Exercise brief: Of the lines listed below, how many contain the string "styles"? Answer with the number alone.

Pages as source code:
-- Begin --

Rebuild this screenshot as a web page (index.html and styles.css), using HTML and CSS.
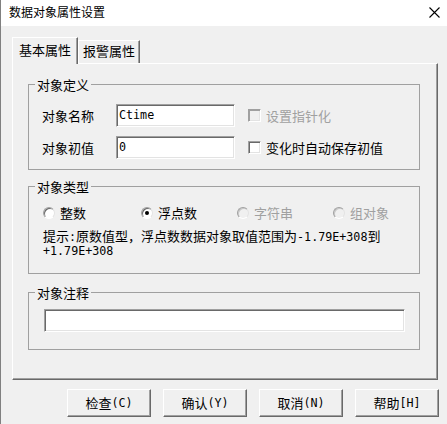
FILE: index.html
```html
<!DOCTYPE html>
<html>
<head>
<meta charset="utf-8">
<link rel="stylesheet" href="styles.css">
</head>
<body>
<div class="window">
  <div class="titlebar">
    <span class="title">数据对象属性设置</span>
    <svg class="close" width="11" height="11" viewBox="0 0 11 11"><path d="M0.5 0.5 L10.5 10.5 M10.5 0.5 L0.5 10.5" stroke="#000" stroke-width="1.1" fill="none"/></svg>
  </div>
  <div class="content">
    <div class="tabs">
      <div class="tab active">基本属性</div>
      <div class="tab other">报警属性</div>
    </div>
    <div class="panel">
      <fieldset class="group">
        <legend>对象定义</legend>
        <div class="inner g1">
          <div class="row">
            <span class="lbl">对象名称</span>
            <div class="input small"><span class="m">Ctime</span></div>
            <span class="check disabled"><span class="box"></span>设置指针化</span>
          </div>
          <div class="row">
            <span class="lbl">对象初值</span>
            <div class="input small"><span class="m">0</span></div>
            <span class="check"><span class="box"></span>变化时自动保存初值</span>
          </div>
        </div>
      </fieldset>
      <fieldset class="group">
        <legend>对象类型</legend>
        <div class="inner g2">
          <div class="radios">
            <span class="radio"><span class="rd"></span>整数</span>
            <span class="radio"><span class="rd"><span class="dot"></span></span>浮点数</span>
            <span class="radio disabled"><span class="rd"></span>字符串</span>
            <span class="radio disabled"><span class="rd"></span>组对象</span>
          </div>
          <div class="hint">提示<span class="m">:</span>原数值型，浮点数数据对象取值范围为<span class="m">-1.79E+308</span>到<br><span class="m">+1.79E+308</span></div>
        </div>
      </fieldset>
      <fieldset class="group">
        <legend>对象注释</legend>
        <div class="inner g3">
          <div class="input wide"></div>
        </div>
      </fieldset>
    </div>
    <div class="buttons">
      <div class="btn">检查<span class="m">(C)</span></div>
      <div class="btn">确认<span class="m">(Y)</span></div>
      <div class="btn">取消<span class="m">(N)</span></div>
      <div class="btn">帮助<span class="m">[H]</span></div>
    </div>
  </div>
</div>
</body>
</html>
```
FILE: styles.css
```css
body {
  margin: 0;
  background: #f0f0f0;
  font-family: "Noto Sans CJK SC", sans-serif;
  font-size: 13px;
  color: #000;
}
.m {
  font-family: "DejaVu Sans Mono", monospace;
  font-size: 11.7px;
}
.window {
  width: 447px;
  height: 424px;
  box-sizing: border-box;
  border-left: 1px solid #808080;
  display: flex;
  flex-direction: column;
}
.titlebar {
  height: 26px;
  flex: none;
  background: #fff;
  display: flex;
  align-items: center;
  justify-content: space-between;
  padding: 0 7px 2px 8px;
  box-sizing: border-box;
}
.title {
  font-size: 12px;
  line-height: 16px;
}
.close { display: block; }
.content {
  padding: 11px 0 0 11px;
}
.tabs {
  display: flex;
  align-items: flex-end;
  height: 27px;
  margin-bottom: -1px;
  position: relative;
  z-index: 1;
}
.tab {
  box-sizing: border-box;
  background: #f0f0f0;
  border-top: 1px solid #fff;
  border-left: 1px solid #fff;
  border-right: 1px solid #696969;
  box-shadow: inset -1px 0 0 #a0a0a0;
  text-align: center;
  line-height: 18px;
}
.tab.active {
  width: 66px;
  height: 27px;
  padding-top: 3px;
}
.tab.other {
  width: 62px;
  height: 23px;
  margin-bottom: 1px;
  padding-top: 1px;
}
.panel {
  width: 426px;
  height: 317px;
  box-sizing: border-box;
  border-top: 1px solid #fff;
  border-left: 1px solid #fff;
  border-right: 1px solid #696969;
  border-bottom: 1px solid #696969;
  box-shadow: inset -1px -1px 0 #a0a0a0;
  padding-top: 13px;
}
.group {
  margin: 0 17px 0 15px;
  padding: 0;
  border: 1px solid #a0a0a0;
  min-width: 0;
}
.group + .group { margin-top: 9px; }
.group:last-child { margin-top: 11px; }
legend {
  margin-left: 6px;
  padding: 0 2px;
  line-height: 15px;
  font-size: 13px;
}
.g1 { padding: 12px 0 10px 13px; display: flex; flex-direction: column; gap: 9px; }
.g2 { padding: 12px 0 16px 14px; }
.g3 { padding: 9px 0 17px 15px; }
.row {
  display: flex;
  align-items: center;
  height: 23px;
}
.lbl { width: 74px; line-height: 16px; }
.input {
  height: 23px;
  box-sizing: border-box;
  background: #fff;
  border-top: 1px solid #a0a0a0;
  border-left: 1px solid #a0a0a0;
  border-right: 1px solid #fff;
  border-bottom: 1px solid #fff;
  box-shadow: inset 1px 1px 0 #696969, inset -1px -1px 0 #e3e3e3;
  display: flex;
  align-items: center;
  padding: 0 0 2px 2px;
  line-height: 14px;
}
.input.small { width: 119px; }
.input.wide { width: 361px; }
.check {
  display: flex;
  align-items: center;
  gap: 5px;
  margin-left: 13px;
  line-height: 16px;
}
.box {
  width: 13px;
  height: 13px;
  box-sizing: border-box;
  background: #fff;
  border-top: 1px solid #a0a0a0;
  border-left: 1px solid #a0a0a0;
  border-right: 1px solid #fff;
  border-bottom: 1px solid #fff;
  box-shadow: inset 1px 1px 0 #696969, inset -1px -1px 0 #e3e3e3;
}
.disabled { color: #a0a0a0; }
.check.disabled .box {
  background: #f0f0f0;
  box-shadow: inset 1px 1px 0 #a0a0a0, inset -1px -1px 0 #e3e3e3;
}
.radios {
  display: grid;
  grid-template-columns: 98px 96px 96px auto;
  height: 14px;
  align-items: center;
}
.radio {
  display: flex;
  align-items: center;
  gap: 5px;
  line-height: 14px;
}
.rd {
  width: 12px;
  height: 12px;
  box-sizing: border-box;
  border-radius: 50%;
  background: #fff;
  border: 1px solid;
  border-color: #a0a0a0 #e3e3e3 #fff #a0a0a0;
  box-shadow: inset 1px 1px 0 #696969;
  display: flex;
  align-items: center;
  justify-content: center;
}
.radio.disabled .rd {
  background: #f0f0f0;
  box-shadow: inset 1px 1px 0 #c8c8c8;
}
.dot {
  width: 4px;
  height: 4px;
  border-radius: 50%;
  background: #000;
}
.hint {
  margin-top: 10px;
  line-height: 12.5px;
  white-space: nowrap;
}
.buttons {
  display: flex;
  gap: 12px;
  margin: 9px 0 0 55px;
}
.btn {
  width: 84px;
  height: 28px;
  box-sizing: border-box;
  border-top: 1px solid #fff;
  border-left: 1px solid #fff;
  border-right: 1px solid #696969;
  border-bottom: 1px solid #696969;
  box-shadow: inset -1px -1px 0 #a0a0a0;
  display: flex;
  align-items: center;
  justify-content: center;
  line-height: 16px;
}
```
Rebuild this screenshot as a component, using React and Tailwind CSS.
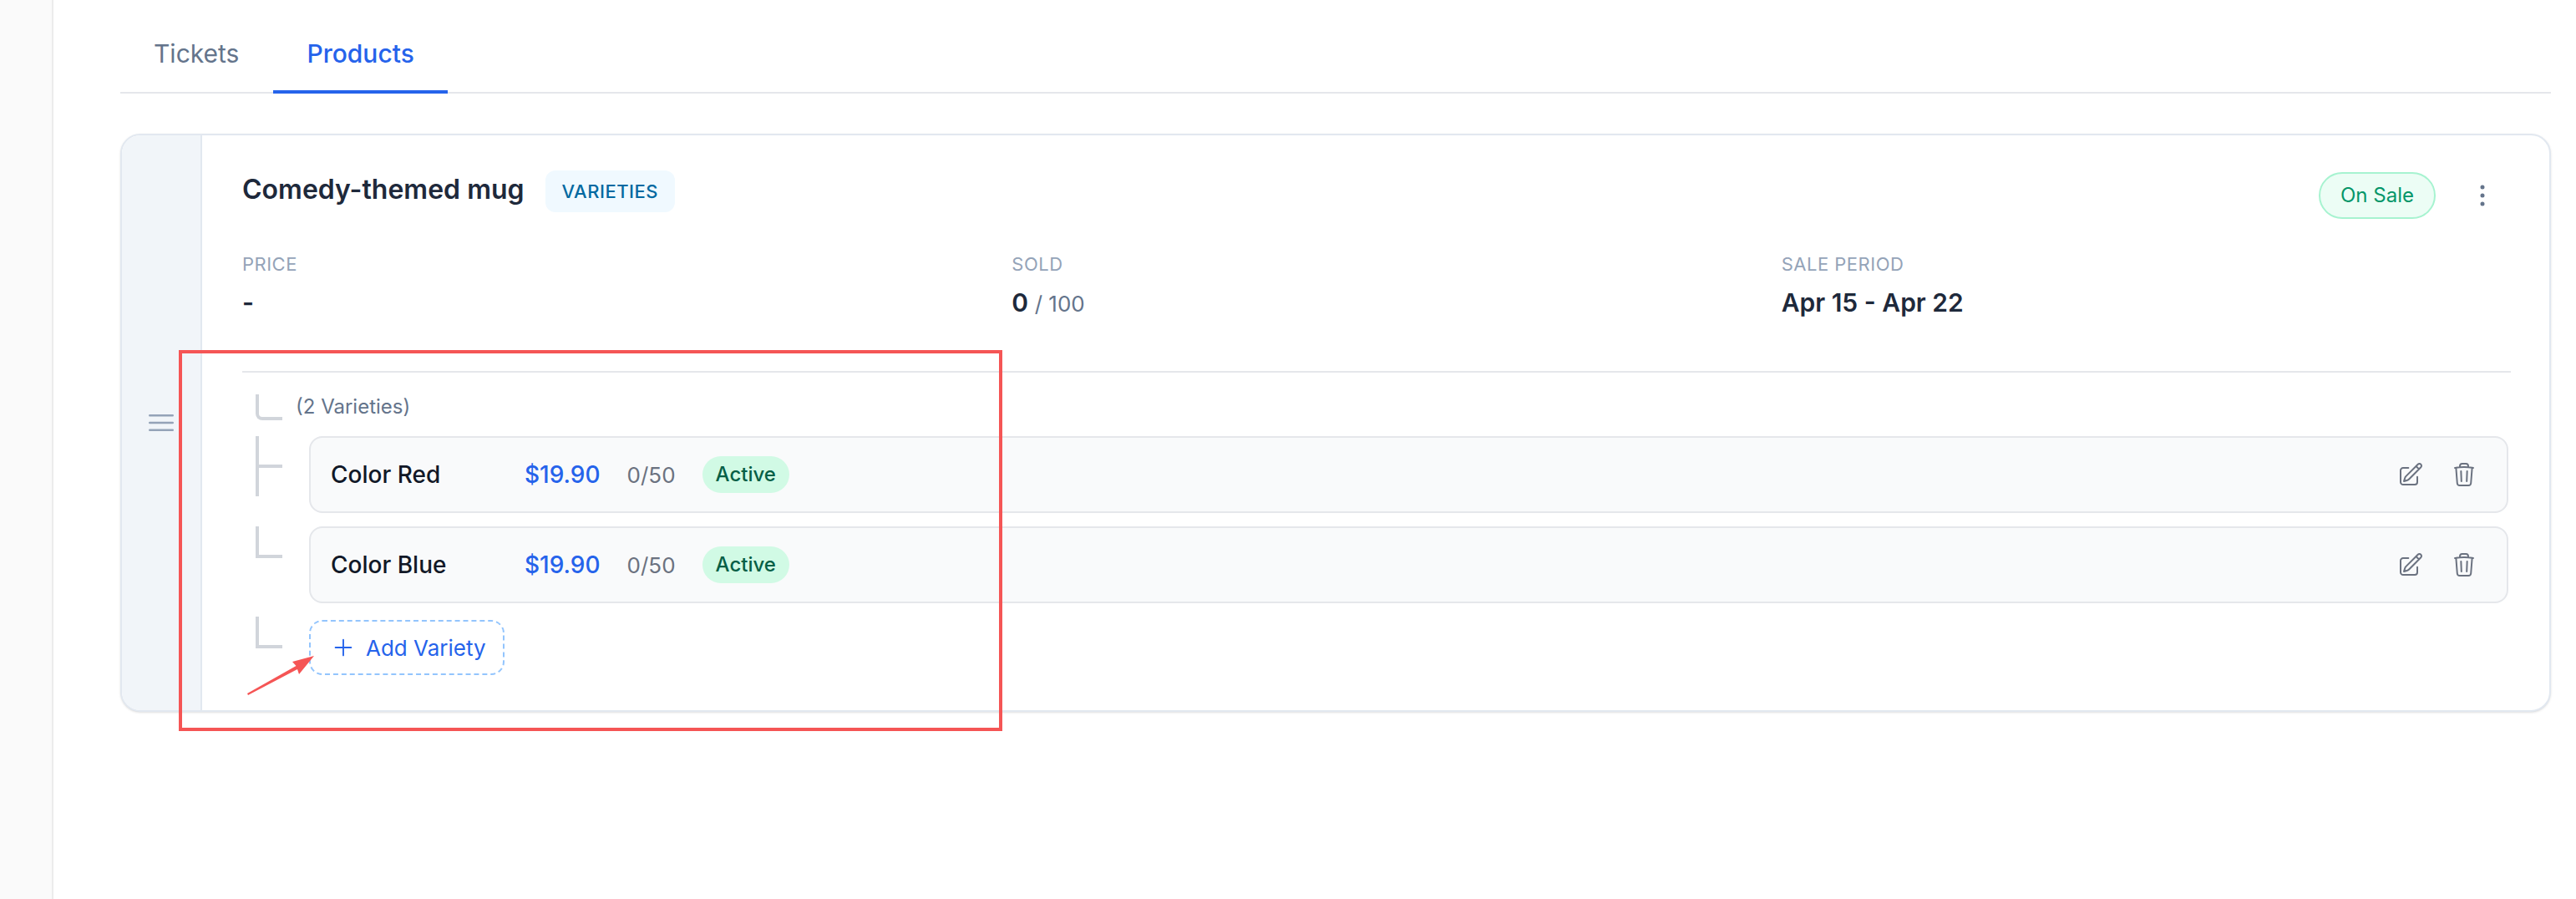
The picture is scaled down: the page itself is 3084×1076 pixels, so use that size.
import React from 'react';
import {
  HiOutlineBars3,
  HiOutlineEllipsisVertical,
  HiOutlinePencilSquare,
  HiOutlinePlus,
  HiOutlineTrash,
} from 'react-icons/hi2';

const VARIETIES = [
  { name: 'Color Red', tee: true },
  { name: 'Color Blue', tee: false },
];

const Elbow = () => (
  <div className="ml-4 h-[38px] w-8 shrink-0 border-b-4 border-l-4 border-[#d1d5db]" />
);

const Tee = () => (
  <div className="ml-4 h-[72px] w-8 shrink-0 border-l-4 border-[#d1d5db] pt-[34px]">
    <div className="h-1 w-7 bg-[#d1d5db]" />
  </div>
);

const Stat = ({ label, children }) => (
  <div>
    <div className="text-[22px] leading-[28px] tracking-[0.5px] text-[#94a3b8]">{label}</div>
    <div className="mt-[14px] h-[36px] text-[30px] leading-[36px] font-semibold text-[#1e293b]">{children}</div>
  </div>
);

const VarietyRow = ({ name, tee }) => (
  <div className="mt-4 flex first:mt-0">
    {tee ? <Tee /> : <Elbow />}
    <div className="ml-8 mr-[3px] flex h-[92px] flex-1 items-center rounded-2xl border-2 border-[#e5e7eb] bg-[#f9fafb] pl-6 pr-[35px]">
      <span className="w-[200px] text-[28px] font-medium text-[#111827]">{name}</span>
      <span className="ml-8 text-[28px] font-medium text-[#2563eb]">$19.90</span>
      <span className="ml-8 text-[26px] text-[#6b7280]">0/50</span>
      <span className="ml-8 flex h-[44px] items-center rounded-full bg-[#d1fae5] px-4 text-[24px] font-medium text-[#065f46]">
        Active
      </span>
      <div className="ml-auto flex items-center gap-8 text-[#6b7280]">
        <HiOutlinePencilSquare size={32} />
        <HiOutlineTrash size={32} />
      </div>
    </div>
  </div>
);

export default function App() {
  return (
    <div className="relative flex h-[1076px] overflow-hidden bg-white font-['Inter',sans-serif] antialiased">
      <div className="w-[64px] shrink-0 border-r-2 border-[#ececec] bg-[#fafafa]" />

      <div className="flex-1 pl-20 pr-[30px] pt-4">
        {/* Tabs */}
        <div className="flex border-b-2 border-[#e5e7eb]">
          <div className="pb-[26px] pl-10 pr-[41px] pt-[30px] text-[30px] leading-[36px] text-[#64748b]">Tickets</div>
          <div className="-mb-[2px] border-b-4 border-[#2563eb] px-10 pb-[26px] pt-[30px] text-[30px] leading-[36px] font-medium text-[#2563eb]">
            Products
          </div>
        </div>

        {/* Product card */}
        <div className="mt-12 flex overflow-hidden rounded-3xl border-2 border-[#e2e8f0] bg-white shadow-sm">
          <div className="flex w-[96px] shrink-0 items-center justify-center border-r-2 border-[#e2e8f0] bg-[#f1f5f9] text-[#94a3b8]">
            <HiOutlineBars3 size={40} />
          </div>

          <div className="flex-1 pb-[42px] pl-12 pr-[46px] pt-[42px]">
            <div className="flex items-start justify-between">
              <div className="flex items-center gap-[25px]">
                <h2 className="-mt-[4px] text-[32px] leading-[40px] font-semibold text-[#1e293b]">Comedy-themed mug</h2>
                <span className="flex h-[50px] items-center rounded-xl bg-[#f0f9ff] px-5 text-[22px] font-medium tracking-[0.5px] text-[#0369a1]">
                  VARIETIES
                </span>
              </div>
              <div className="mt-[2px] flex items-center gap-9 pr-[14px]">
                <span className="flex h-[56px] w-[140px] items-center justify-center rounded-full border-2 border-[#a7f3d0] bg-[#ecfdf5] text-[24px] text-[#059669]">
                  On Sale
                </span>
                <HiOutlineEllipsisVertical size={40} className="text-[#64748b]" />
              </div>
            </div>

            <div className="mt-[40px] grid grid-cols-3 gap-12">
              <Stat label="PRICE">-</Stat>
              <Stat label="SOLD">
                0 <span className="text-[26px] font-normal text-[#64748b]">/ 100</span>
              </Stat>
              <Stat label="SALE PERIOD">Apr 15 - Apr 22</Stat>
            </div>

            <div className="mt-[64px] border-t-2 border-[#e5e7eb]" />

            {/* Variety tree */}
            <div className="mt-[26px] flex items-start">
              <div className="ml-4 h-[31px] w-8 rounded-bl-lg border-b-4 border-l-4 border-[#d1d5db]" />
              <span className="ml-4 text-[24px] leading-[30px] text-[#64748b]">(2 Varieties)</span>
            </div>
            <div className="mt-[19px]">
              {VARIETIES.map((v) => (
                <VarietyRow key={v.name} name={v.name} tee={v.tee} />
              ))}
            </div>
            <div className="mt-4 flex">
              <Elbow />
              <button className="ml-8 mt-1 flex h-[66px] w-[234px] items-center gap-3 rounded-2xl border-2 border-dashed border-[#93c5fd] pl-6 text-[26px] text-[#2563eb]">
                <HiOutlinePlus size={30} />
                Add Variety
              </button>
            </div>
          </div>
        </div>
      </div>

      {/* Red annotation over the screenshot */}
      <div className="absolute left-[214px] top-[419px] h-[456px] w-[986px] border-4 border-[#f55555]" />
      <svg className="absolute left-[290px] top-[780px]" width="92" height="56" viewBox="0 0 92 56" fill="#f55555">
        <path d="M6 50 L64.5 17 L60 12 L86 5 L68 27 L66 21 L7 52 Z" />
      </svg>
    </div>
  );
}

-- End --

Task output: 3